:: Extracted material ::

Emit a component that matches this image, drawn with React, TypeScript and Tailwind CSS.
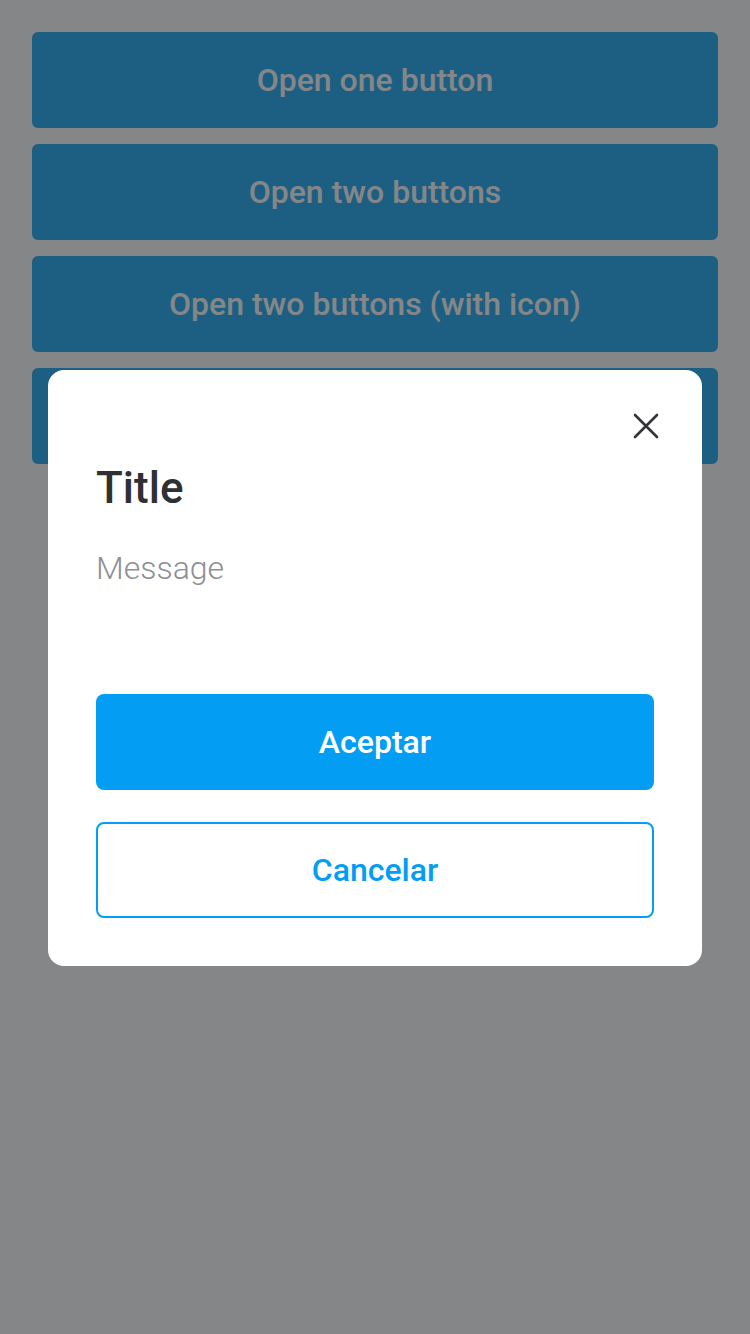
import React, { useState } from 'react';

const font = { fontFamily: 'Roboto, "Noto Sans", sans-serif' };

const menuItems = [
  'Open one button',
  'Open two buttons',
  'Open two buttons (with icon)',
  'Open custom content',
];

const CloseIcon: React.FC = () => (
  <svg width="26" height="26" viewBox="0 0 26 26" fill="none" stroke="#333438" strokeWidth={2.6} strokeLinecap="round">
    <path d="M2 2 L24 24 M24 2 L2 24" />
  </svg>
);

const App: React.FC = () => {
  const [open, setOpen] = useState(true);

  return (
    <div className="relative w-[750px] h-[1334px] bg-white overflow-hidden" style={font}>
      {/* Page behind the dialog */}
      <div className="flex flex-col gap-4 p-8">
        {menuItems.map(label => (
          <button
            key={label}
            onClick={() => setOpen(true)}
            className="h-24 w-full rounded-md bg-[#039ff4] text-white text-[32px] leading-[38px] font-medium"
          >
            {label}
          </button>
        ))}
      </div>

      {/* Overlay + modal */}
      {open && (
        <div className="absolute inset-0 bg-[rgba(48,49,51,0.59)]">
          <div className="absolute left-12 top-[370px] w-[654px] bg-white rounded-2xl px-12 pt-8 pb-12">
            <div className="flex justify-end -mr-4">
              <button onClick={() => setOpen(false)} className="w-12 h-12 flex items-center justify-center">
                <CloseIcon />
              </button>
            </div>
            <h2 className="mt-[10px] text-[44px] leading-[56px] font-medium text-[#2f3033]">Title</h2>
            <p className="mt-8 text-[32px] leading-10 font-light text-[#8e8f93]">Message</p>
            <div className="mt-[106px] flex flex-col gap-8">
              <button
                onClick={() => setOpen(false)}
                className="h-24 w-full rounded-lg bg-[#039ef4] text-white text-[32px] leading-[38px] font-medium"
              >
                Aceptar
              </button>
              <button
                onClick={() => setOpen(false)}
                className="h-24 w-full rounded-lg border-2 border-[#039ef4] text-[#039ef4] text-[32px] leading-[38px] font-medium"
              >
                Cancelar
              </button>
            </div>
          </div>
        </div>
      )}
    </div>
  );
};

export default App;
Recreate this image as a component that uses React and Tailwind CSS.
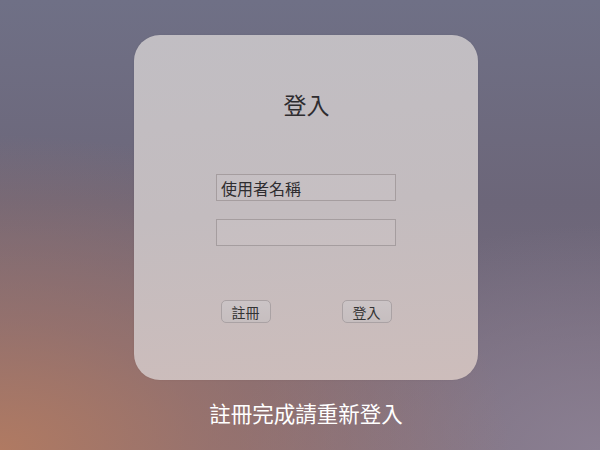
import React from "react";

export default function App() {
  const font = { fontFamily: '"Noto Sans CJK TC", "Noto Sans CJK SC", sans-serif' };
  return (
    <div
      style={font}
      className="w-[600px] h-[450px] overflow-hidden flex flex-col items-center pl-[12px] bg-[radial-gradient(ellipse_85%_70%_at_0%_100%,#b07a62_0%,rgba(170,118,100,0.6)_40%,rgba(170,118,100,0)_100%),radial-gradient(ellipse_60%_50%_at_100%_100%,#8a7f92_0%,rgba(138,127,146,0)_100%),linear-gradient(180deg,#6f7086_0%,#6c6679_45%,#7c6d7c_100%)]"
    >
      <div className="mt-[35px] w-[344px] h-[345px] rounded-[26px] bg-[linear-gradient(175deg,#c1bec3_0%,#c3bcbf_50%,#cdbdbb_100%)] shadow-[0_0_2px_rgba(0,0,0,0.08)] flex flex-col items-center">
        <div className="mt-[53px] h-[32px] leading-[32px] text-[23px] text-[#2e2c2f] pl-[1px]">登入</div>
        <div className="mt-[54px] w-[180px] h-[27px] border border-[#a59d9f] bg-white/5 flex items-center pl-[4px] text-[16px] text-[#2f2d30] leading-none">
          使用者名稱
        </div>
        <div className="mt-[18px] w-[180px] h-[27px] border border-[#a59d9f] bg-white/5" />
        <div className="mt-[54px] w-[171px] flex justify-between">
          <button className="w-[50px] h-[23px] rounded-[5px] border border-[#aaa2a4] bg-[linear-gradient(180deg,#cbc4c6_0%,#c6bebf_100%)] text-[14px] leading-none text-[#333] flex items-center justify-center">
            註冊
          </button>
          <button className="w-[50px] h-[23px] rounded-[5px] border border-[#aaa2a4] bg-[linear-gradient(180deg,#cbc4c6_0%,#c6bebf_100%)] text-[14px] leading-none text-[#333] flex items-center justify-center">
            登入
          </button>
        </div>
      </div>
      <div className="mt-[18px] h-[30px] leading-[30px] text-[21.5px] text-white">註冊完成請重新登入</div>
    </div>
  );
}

:::

◆ **Task**:
Copy out all of the material exactly as written, without its pictures.

◆ **Task output**:
Emit a component that matches this image, drawn with React, TypeScript and Tailwind CSS.
import React, { useState } from 'react';

const font = { fontFamily: 'Roboto, "Noto Sans", sans-serif' };

const menuItems = [
  'Open one button',
  'Open two buttons',
  'Open two buttons (with icon)',
  'Open custom content',
];

const CloseIcon: React.FC = () => (
  <svg width="26" height="26" viewBox="0 0 26 26" fill="none" stroke="#333438" strokeWidth={2.6} strokeLinecap="round">
    <path d="M2 2 L24 24 M24 2 L2 24" />
  </svg>
);

const App: React.FC = () => {
  const [open, setOpen] = useState(true);

  return (
    <div className="relative w-[750px] h-[1334px] bg-white overflow-hidden" style={font}>
      {/* Page behind the dialog */}
      <div className="flex flex-col gap-4 p-8">
        {menuItems.map(label => (
          <button
            key={label}
            onClick={() => setOpen(true)}
            className="h-24 w-full rounded-md bg-[#039ff4] text-white text-[32px] leading-[38px] font-medium"
          >
            {label}
          </button>
        ))}
      </div>

      {/* Overlay + modal */}
      {open && (
        <div className="absolute inset-0 bg-[rgba(48,49,51,0.59)]">
          <div className="absolute left-12 top-[370px] w-[654px] bg-white rounded-2xl px-12 pt-8 pb-12">
            <div className="flex justify-end -mr-4">
              <button onClick={() => setOpen(false)} className="w-12 h-12 flex items-center justify-center">
                <CloseIcon />
              </button>
            </div>
            <h2 className="mt-[10px] text-[44px] leading-[56px] font-medium text-[#2f3033]">Title</h2>
            <p className="mt-8 text-[32px] leading-10 font-light text-[#8e8f93]">Message</p>
            <div className="mt-[106px] flex flex-col gap-8">
              <button
                onClick={() => setOpen(false)}
                className="h-24 w-full rounded-lg bg-[#039ef4] text-white text-[32px] leading-[38px] font-medium"
              >
                Aceptar
              </button>
              <button
                onClick={() => setOpen(false)}
                className="h-24 w-full rounded-lg border-2 border-[#039ef4] text-[#039ef4] text-[32px] leading-[38px] font-medium"
              >
                Cancelar
              </button>
            </div>
          </div>
        </div>
      )}
    </div>
  );
};

export default App;
Recreate this image as a component that uses React and Tailwind CSS.
import React from "react";

export default function App() {
  const font = { fontFamily: '"Noto Sans CJK TC", "Noto Sans CJK SC", sans-serif' };
  return (
    <div
      style={font}
      className="w-[600px] h-[450px] overflow-hidden flex flex-col items-center pl-[12px] bg-[radial-gradient(ellipse_85%_70%_at_0%_100%,#b07a62_0%,rgba(170,118,100,0.6)_40%,rgba(170,118,100,0)_100%),radial-gradient(ellipse_60%_50%_at_100%_100%,#8a7f92_0%,rgba(138,127,146,0)_100%),linear-gradient(180deg,#6f7086_0%,#6c6679_45%,#7c6d7c_100%)]"
    >
      <div className="mt-[35px] w-[344px] h-[345px] rounded-[26px] bg-[linear-gradient(175deg,#c1bec3_0%,#c3bcbf_50%,#cdbdbb_100%)] shadow-[0_0_2px_rgba(0,0,0,0.08)] flex flex-col items-center">
        <div className="mt-[53px] h-[32px] leading-[32px] text-[23px] text-[#2e2c2f] pl-[1px]">登入</div>
        <div className="mt-[54px] w-[180px] h-[27px] border border-[#a59d9f] bg-white/5 flex items-center pl-[4px] text-[16px] text-[#2f2d30] leading-none">
          使用者名稱
        </div>
        <div className="mt-[18px] w-[180px] h-[27px] border border-[#a59d9f] bg-white/5" />
        <div className="mt-[54px] w-[171px] flex justify-between">
          <button className="w-[50px] h-[23px] rounded-[5px] border border-[#aaa2a4] bg-[linear-gradient(180deg,#cbc4c6_0%,#c6bebf_100%)] text-[14px] leading-none text-[#333] flex items-center justify-center">
            註冊
          </button>
          <button className="w-[50px] h-[23px] rounded-[5px] border border-[#aaa2a4] bg-[linear-gradient(180deg,#cbc4c6_0%,#c6bebf_100%)] text-[14px] leading-none text-[#333] flex items-center justify-center">
            登入
          </button>
        </div>
      </div>
      <div className="mt-[18px] h-[30px] leading-[30px] text-[21.5px] text-white">註冊完成請重新登入</div>
    </div>
  );
}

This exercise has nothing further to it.